▶ _Available records_

• • • • • • •

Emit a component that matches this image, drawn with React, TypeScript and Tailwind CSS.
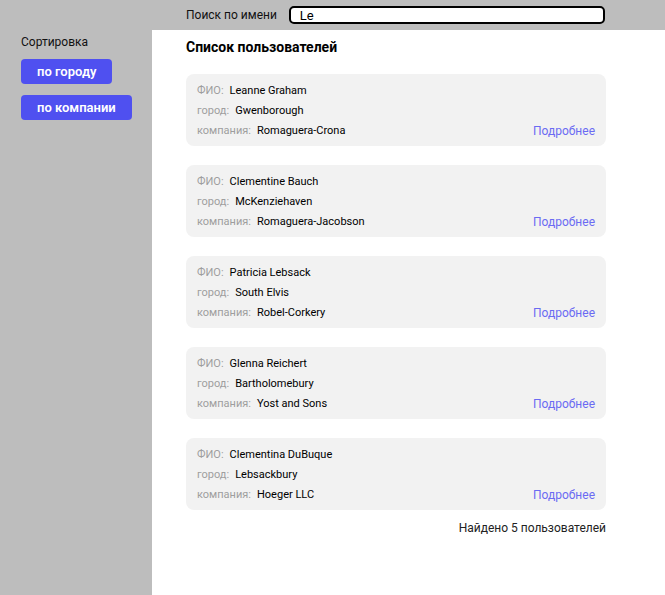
import React, { useState } from 'react';

const users = [
  { name: 'Leanne Graham', city: 'Gwenborough', company: 'Romaguera-Crona' },
  { name: 'Clementine Bauch', city: 'McKenziehaven', company: 'Romaguera-Jacobson' },
  { name: 'Patricia Lebsack', city: 'South Elvis', company: 'Robel-Corkery' },
  { name: 'Glenna Reichert', city: 'Bartholomebury', company: 'Yost and Sons' },
  { name: 'Clementina DuBuque', city: 'Lebsackbury', company: 'Hoeger LLC' },
];

const Row = ({ label, value }: { label: string; value: string }) => (
  <div className="flex h-5 items-center gap-[6px]">
    <span className="text-[#9e9e9e]">{label}</span>
    <span className="text-black">{value}</span>
  </div>
);

const App = () => {
  const [query, setQuery] = useState('Le');

  return (
    <div className="flex min-h-[595px] flex-col bg-[#bdbdbd] font-['Roboto',sans-serif] text-black">
      <header className="flex h-[30px] items-center pl-[186px]">
        <span className="text-[12px] text-[#111]">Поиск по имени</span>
        <input
          autoFocus
          value={query}
          onChange={(e) => setQuery(e.target.value)}
          className="ml-[12px] h-[18px] w-[316px] rounded-[5px] border-2 border-black bg-white px-[9px] text-[13px] leading-none outline-none"
        />
      </header>
      <div className="flex flex-1">
        <aside className="flex w-[152px] shrink-0 flex-col items-start pl-[21px] pt-[4px]">
          <span className="text-[12px] leading-4 text-[#111]">Сортировка</span>
          <button className="mt-[9px] h-[25px] whitespace-nowrap rounded-[4px] bg-[#4f50f0] px-[16px] text-[13px] font-semibold text-white">
            по городу
          </button>
          <button className="mt-[11px] h-[25px] whitespace-nowrap rounded-[4px] bg-[#4f50f0] px-[16px] text-[13px] font-semibold text-white">
            по компании
          </button>
        </aside>
        <main className="flex-1 bg-white pl-[34px] pr-[59px] pt-[7px]">
          <h1 className="text-[14px] font-bold leading-5">Список пользователей</h1>
          <div className="mt-[17px] flex flex-col gap-[19px]">
            {users.map((u) => (
              <div
                key={u.name}
                className="flex items-end justify-between rounded-[8px] bg-[#f2f2f2] px-[11px] pb-[5px] pt-[7px] text-[11px]"
              >
                <div className="flex flex-col">
                  <Row label="ФИО:" value={u.name} />
                  <Row label="город:" value={u.city} />
                  <Row label="компания:" value={u.company} />
                </div>
                <a href="#" className="text-[12px] leading-5 text-[#6b6bf3]">
                  Подробнее
                </a>
              </div>
            ))}
          </div>
          <p className="mt-[10px] text-right text-[12px] leading-4 text-[#222]">Найдено 5 пользователей</p>
        </main>
      </div>
    </div>
  );
};

export default App;
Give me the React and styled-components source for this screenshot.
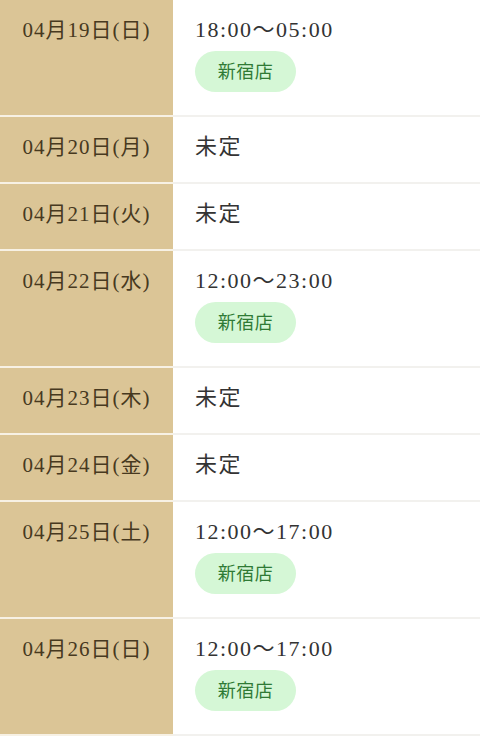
import React from "react"
import styled, { createGlobalStyle } from "styled-components"

const GlobalStyle = createGlobalStyle`
  html, body {
    margin: 0;
    padding: 0;
    background: #fff;
  }
  body {
    font-family: "Liberation Serif", "Noto Sans CJK JP", serif;
  }
`

const Schedule = styled.div`
  display: flex;
  flex-direction: column;
  width: 480px;
`

const Row = styled.div`
  display: flex;
  border-bottom: 2px solid #f2f1ee;
`

const DateCell = styled.div`
  width: 173px;
  flex-shrink: 0;
  background: #dbc596;
  color: #47391f;
  font-size: 21px;
  letter-spacing: 1px;
  line-height: 30px;
  text-align: center;
  padding: 15px 0 20px;
  box-sizing: border-box;
  box-shadow: 0 2px 0 #f7f1e4;
`

const InfoCell = styled.div`
  flex: 1;
  display: flex;
  flex-direction: column;
  align-items: flex-start;
  gap: 6px;
  padding: 15px 22px ${({ tall }) => (tall ? "23px" : "20px")};
  color: #333;
  font-size: 22px;
  letter-spacing: 1.5px;
  line-height: 30px;
`

const Badge = styled.span`
  display: inline-flex;
  align-items: center;
  justify-content: center;
  width: 101px;
  height: 41px;
  border-radius: 21px;
  background: #d5f7d6;
  color: #2f7a35;
  font-size: 18px;
  letter-spacing: 0.5px;
`

const days = [
  { date: "04月19日(日)", time: "18:00〜05:00", shop: "新宿店" },
  { date: "04月20日(月)" },
  { date: "04月21日(火)" },
  { date: "04月22日(水)", time: "12:00〜23:00", shop: "新宿店" },
  { date: "04月23日(木)" },
  { date: "04月24日(金)" },
  { date: "04月25日(土)", time: "12:00〜17:00", shop: "新宿店" },
  { date: "04月26日(日)", time: "12:00〜17:00", shop: "新宿店" },
]

export default function App() {
  return (
    <>
      <GlobalStyle />
      <Schedule>
        {days.map((d) => (
          <Row key={d.date}>
            <DateCell>{d.date}</DateCell>
            <InfoCell tall={!!d.time}>
              {d.time ? (
                <>
                  <span>{d.time}</span>
                  <Badge>{d.shop}</Badge>
                </>
              ) : (
                <span>未定</span>
              )}
            </InfoCell>
          </Row>
        ))}
      </Schedule>
    </>
  )
}
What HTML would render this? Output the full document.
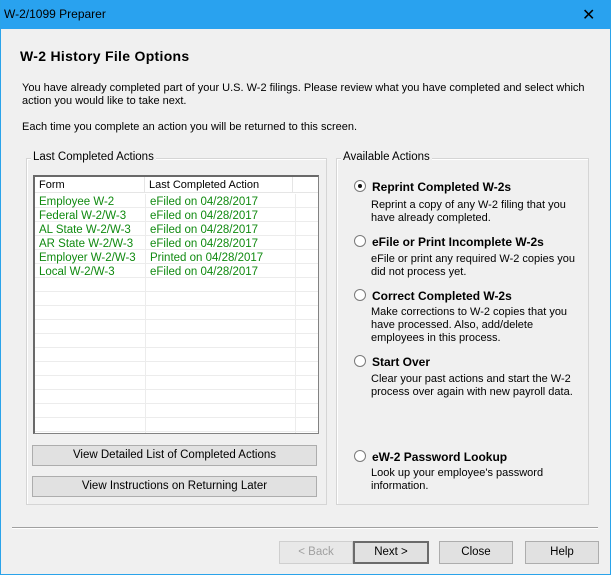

• • • • • • •

Copy the records above exactly, from the first line through the line containing "const [query, setQuery] = useState('Le');", and leave out the pictures.

Emit a component that matches this image, drawn with React, TypeScript and Tailwind CSS.
import React, { useState } from 'react';

const users = [
  { name: 'Leanne Graham', city: 'Gwenborough', company: 'Romaguera-Crona' },
  { name: 'Clementine Bauch', city: 'McKenziehaven', company: 'Romaguera-Jacobson' },
  { name: 'Patricia Lebsack', city: 'South Elvis', company: 'Robel-Corkery' },
  { name: 'Glenna Reichert', city: 'Bartholomebury', company: 'Yost and Sons' },
  { name: 'Clementina DuBuque', city: 'Lebsackbury', company: 'Hoeger LLC' },
];

const Row = ({ label, value }: { label: string; value: string }) => (
  <div className="flex h-5 items-center gap-[6px]">
    <span className="text-[#9e9e9e]">{label}</span>
    <span className="text-black">{value}</span>
  </div>
);

const App = () => {
  const [query, setQuery] = useState('Le');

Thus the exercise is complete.